-- Start of Collected material --

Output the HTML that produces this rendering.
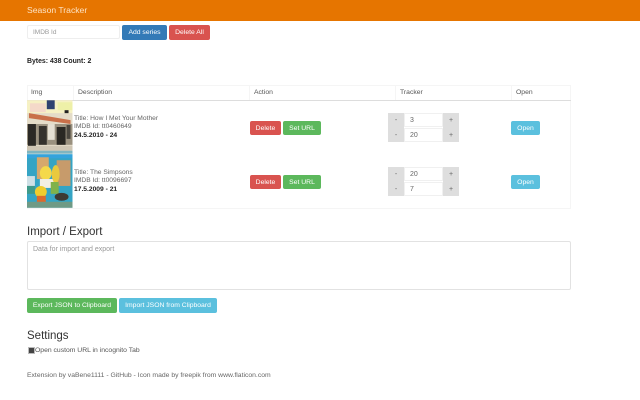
<!DOCTYPE html>
<html><head><meta charset="utf-8"><style>
html,body{margin:0;padding:0;background:#fff}
body{width:640px;height:400px;position:relative;overflow:hidden;font-family:"Liberation Sans",sans-serif;font-size:6.8px;color:#333}
.a{position:absolute;white-space:nowrap}
.b{position:absolute;box-sizing:border-box;color:#fff;text-align:center;border-radius:2px;font-size:6.8px;height:14.5px;line-height:16.5px;overflow:hidden;white-space:nowrap}
.bl{background:#337ab7}.r{background:#d9534f}.g{background:#5cb85c}.c{background:#5bc0de}
.gr{position:absolute;background:#dedede;color:#666;text-align:center;line-height:16px;font-size:7px;height:14.5px;overflow:hidden}
.in{position:absolute;background:#fff;color:#666;height:14px;line-height:14.5px;box-sizing:border-box;padding-left:5px;border:1px solid #f0f0f0;font-size:7px}
.h{color:#555;font-size:6.8px}
.v{position:absolute;width:1px;background:#f5f5f5;top:85px;height:15px}
</style></head><body>
<div class="a" style="left:0;top:0;width:640px;height:20.5px;background:#e67500"></div>
<div class="a" style="left:27px;top:5px;font-size:8.6px;line-height:10px;color:#fde3c4">Season Tracker</div>
<div class="a" style="left:27px;top:25px;width:93px;height:14px;box-sizing:border-box;border:1px solid #eee;border-radius:2px;color:#999;padding-left:5px;line-height:13.5px;font-size:6.5px">IMDB Id</div>
<div class="b bl" style="left:122px;top:25px;width:45px">Add series</div>
<div class="b r" style="left:169px;top:25px;width:41px">Delete All</div>
<div class="a" style="left:27px;top:56.5px;font-weight:bold;font-size:6.9px;line-height:9px;color:#222">Bytes: 438 Count: 2</div>

<div class="a" style="left:27px;top:85px;width:544px;height:124px;box-sizing:border-box;border:1px solid #f5f5f5"></div>
<div class="a" style="left:27px;top:100px;width:544px;height:1px;background:#ddd"></div>
<div class="v" style="left:73px"></div><div class="v" style="left:249px"></div><div class="v" style="left:395px"></div><div class="v" style="left:511px"></div>
<div class="a h" style="left:31px;top:88px;line-height:9px">Img</div>
<div class="a h" style="left:78px;top:88px;line-height:9px">Description</div>
<div class="a h" style="left:254px;top:88px;line-height:9px">Action</div>
<div class="a h" style="left:400px;top:88px;line-height:9px">Tracker</div>
<div class="a h" style="left:516px;top:88px;line-height:9px">Open</div>

<svg class="a" style="left:27px;top:100px" width="45.5" height="54" viewBox="0 0 46 54">
<rect width="46" height="54" fill="#e4dcc8"/>
<rect width="46" height="13" fill="#f6f1c4"/>
<rect x="3" y="3" width="16" height="9" fill="#f4d9c9"/>
<rect x="20" y="0" width="8" height="9" fill="#2f4270"/>
<rect x="31" y="2" width="15" height="8" fill="#eef0a8"/>
<rect x="38" y="10" width="4" height="3" fill="#222"/>
<path d="M2 13 L44 20 L44 24 L2 18Z" fill="#c9704a"/>
<rect x="0" y="24" width="46" height="21" fill="#9a917f"/>
<rect x="1" y="24" width="8" height="24" fill="#2b2925"/>
<rect x="12" y="26" width="8" height="19" fill="#35322d"/>
<rect x="21" y="24" width="7" height="16" fill="#e5e0d3"/>
<rect x="30" y="27" width="9" height="18" fill="#2a2823"/>
<rect x="40" y="25" width="4" height="14" fill="#4a463e"/>
<rect x="0" y="46" width="46" height="5" fill="#cfc6b4"/>
<rect x="0" y="51" width="46" height="3" fill="#7fb5c0"/>
</svg>
<svg class="a" style="left:27px;top:154px" width="45.5" height="54" viewBox="0 0 46 54">
<rect width="46" height="54" fill="#35a4c4"/>
<rect x="0" y="0" width="46" height="4" fill="#34a3dc"/>
<rect x="10" y="3" width="12" height="22" fill="#d6a86c"/>
<rect x="30" y="6" width="14" height="26" fill="#c79b6b"/>
<rect x="0" y="22" width="8" height="10" fill="#cfe0e6"/>
<rect x="0" y="32" width="8" height="8" fill="#3f9a8a"/>
<ellipse cx="19" cy="19" rx="6" ry="7" fill="#f4d94a"/>
<rect x="13" y="25" width="14" height="9" fill="#f3efe4"/>
<ellipse cx="29" cy="20" rx="4" ry="9" fill="#e9c93d"/>
<ellipse cx="14" cy="38" rx="6" ry="6" fill="#f0cc2e"/>
<rect x="10" y="42" width="9" height="7" fill="#dc6a2c"/>
<rect x="24" y="28" width="8" height="12" fill="#7fb24b"/>
<ellipse cx="35" cy="43" rx="7" ry="4" fill="#3d3a34"/>
<rect x="0" y="48" width="46" height="6" fill="#6f9a85"/>
</svg>

<div class="a" style="left:74px;top:114.5px;line-height:8.8px;color:#666;font-size:6.7px">Title: How I Met Your Mother<br>IMDB Id: tt0460649<br><b style="color:#222">24.5.2010 - 24</b></div>
<div class="a" style="left:74px;top:168.5px;line-height:8.8px;color:#666;font-size:6.7px">Title: The Simpsons<br>IMDB Id: tt0096697<br><b style="color:#222">17.5.2009 - 21</b></div>

<div class="b r" style="left:250px;top:120.5px;width:31px">Delete</div>
<div class="b g" style="left:283px;top:120.5px;width:38px">Set URL</div>
<div class="b r" style="left:250px;top:174.5px;width:31px">Delete</div>
<div class="b g" style="left:283px;top:174.5px;width:38px">Set URL</div>
<div class="b c" style="left:511px;top:120.5px;width:29px">Open</div>
<div class="b c" style="left:511px;top:174.5px;width:29px">Open</div>

<div class="gr" style="left:388px;top:113px;width:16px">-</div>
<div class="in" style="left:404px;top:113px;width:39px">3</div>
<div class="gr" style="left:443px;top:113px;width:16px">+</div>
<div class="gr" style="left:388px;top:127.5px;width:16px">-</div>
<div class="in" style="left:404px;top:127.5px;width:39px">20</div>
<div class="gr" style="left:443px;top:127.5px;width:16px">+</div>

<div class="gr" style="left:388px;top:167px;width:16px">-</div>
<div class="in" style="left:404px;top:167px;width:39px">20</div>
<div class="gr" style="left:443px;top:167px;width:16px">+</div>
<div class="gr" style="left:388px;top:181.5px;width:16px">-</div>
<div class="in" style="left:404px;top:181.5px;width:39px">7</div>
<div class="gr" style="left:443px;top:181.5px;width:16px">+</div>

<div class="a" style="left:27px;top:225px;font-size:11.5px;line-height:14px;color:#333">Import / Export</div>
<div class="a" style="left:27px;top:241px;width:544px;height:49px;box-sizing:border-box;border:1px solid #e2e2e2;border-radius:2px;color:#999;padding:3px 5px;font-size:7px;line-height:9px">Data for import and export</div>
<div class="b g" style="left:27px;top:298px;width:90px">Export JSON to Clipboard</div>
<div class="b c" style="left:119px;top:298px;width:98px">Import JSON from Clipboard</div>

<div class="a" style="left:27px;top:329px;font-size:11.5px;line-height:14px;color:#333">Settings</div>
<div class="a" style="left:28px;top:347px;width:4.5px;height:4.5px;background:#444;border:.5px solid #bbb"></div>
<div class="a" style="left:35px;top:345.5px;line-height:9px;color:#555">Open custom URL in incognito Tab</div>
<div class="a" style="left:27px;top:371px;line-height:9px;color:#666;font-size:6.8px">Extension by vaBene1111 - GitHub - Icon made by freepik from www.flaticon.com</div>
</body></html>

-- End of Collected material --

- **Your objective**:
Write the listing above out again exactly, dropping each image.

- **Response**:
Output the HTML that produces this rendering.
<!DOCTYPE html>
<html><head><meta charset="utf-8"><style>
html,body{margin:0;padding:0;background:#fff}
body{width:640px;height:400px;position:relative;overflow:hidden;font-family:"Liberation Sans",sans-serif;font-size:6.8px;color:#333}
.a{position:absolute;white-space:nowrap}
.b{position:absolute;box-sizing:border-box;color:#fff;text-align:center;border-radius:2px;font-size:6.8px;height:14.5px;line-height:16.5px;overflow:hidden;white-space:nowrap}
.bl{background:#337ab7}.r{background:#d9534f}.g{background:#5cb85c}.c{background:#5bc0de}
.gr{position:absolute;background:#dedede;color:#666;text-align:center;line-height:16px;font-size:7px;height:14.5px;overflow:hidden}
.in{position:absolute;background:#fff;color:#666;height:14px;line-height:14.5px;box-sizing:border-box;padding-left:5px;border:1px solid #f0f0f0;font-size:7px}
.h{color:#555;font-size:6.8px}
.v{position:absolute;width:1px;background:#f5f5f5;top:85px;height:15px}
</style></head><body>
<div class="a" style="left:0;top:0;width:640px;height:20.5px;background:#e67500"></div>
<div class="a" style="left:27px;top:5px;font-size:8.6px;line-height:10px;color:#fde3c4">Season Tracker</div>
<div class="a" style="left:27px;top:25px;width:93px;height:14px;box-sizing:border-box;border:1px solid #eee;border-radius:2px;color:#999;padding-left:5px;line-height:13.5px;font-size:6.5px">IMDB Id</div>
<div class="b bl" style="left:122px;top:25px;width:45px">Add series</div>
<div class="b r" style="left:169px;top:25px;width:41px">Delete All</div>
<div class="a" style="left:27px;top:56.5px;font-weight:bold;font-size:6.9px;line-height:9px;color:#222">Bytes: 438 Count: 2</div>

<div class="a" style="left:27px;top:85px;width:544px;height:124px;box-sizing:border-box;border:1px solid #f5f5f5"></div>
<div class="a" style="left:27px;top:100px;width:544px;height:1px;background:#ddd"></div>
<div class="v" style="left:73px"></div><div class="v" style="left:249px"></div><div class="v" style="left:395px"></div><div class="v" style="left:511px"></div>
<div class="a h" style="left:31px;top:88px;line-height:9px">Img</div>
<div class="a h" style="left:78px;top:88px;line-height:9px">Description</div>
<div class="a h" style="left:254px;top:88px;line-height:9px">Action</div>
<div class="a h" style="left:400px;top:88px;line-height:9px">Tracker</div>
<div class="a h" style="left:516px;top:88px;line-height:9px">Open</div>

<svg class="a" style="left:27px;top:100px" width="45.5" height="54" viewBox="0 0 46 54">
<rect width="46" height="54" fill="#e4dcc8"/>
<rect width="46" height="13" fill="#f6f1c4"/>
<rect x="3" y="3" width="16" height="9" fill="#f4d9c9"/>
<rect x="20" y="0" width="8" height="9" fill="#2f4270"/>
<rect x="31" y="2" width="15" height="8" fill="#eef0a8"/>
<rect x="38" y="10" width="4" height="3" fill="#222"/>
<path d="M2 13 L44 20 L44 24 L2 18Z" fill="#c9704a"/>
<rect x="0" y="24" width="46" height="21" fill="#9a917f"/>
<rect x="1" y="24" width="8" height="24" fill="#2b2925"/>
<rect x="12" y="26" width="8" height="19" fill="#35322d"/>
<rect x="21" y="24" width="7" height="16" fill="#e5e0d3"/>
<rect x="30" y="27" width="9" height="18" fill="#2a2823"/>
<rect x="40" y="25" width="4" height="14" fill="#4a463e"/>
<rect x="0" y="46" width="46" height="5" fill="#cfc6b4"/>
<rect x="0" y="51" width="46" height="3" fill="#7fb5c0"/>
</svg>
<svg class="a" style="left:27px;top:154px" width="45.5" height="54" viewBox="0 0 46 54">
<rect width="46" height="54" fill="#35a4c4"/>
<rect x="0" y="0" width="46" height="4" fill="#34a3dc"/>
<rect x="10" y="3" width="12" height="22" fill="#d6a86c"/>
<rect x="30" y="6" width="14" height="26" fill="#c79b6b"/>
<rect x="0" y="22" width="8" height="10" fill="#cfe0e6"/>
<rect x="0" y="32" width="8" height="8" fill="#3f9a8a"/>
<ellipse cx="19" cy="19" rx="6" ry="7" fill="#f4d94a"/>
<rect x="13" y="25" width="14" height="9" fill="#f3efe4"/>
<ellipse cx="29" cy="20" rx="4" ry="9" fill="#e9c93d"/>
<ellipse cx="14" cy="38" rx="6" ry="6" fill="#f0cc2e"/>
<rect x="10" y="42" width="9" height="7" fill="#dc6a2c"/>
<rect x="24" y="28" width="8" height="12" fill="#7fb24b"/>
<ellipse cx="35" cy="43" rx="7" ry="4" fill="#3d3a34"/>
<rect x="0" y="48" width="46" height="6" fill="#6f9a85"/>
</svg>

<div class="a" style="left:74px;top:114.5px;line-height:8.8px;color:#666;font-size:6.7px">Title: How I Met Your Mother<br>IMDB Id: tt0460649<br><b style="color:#222">24.5.2010 - 24</b></div>
<div class="a" style="left:74px;top:168.5px;line-height:8.8px;color:#666;font-size:6.7px">Title: The Simpsons<br>IMDB Id: tt0096697<br><b style="color:#222">17.5.2009 - 21</b></div>

<div class="b r" style="left:250px;top:120.5px;width:31px">Delete</div>
<div class="b g" style="left:283px;top:120.5px;width:38px">Set URL</div>
<div class="b r" style="left:250px;top:174.5px;width:31px">Delete</div>
<div class="b g" style="left:283px;top:174.5px;width:38px">Set URL</div>
<div class="b c" style="left:511px;top:120.5px;width:29px">Open</div>
<div class="b c" style="left:511px;top:174.5px;width:29px">Open</div>

<div class="gr" style="left:388px;top:113px;width:16px">-</div>
<div class="in" style="left:404px;top:113px;width:39px">3</div>
<div class="gr" style="left:443px;top:113px;width:16px">+</div>
<div class="gr" style="left:388px;top:127.5px;width:16px">-</div>
<div class="in" style="left:404px;top:127.5px;width:39px">20</div>
<div class="gr" style="left:443px;top:127.5px;width:16px">+</div>

<div class="gr" style="left:388px;top:167px;width:16px">-</div>
<div class="in" style="left:404px;top:167px;width:39px">20</div>
<div class="gr" style="left:443px;top:167px;width:16px">+</div>
<div class="gr" style="left:388px;top:181.5px;width:16px">-</div>
<div class="in" style="left:404px;top:181.5px;width:39px">7</div>
<div class="gr" style="left:443px;top:181.5px;width:16px">+</div>

<div class="a" style="left:27px;top:225px;font-size:11.5px;line-height:14px;color:#333">Import / Export</div>
<div class="a" style="left:27px;top:241px;width:544px;height:49px;box-sizing:border-box;border:1px solid #e2e2e2;border-radius:2px;color:#999;padding:3px 5px;font-size:7px;line-height:9px">Data for import and export</div>
<div class="b g" style="left:27px;top:298px;width:90px">Export JSON to Clipboard</div>
<div class="b c" style="left:119px;top:298px;width:98px">Import JSON from Clipboard</div>

<div class="a" style="left:27px;top:329px;font-size:11.5px;line-height:14px;color:#333">Settings</div>
<div class="a" style="left:28px;top:347px;width:4.5px;height:4.5px;background:#444;border:.5px solid #bbb"></div>
<div class="a" style="left:35px;top:345.5px;line-height:9px;color:#555">Open custom URL in incognito Tab</div>
<div class="a" style="left:27px;top:371px;line-height:9px;color:#666;font-size:6.8px">Extension by vaBene1111 - GitHub - Icon made by freepik from www.flaticon.com</div>
</body></html>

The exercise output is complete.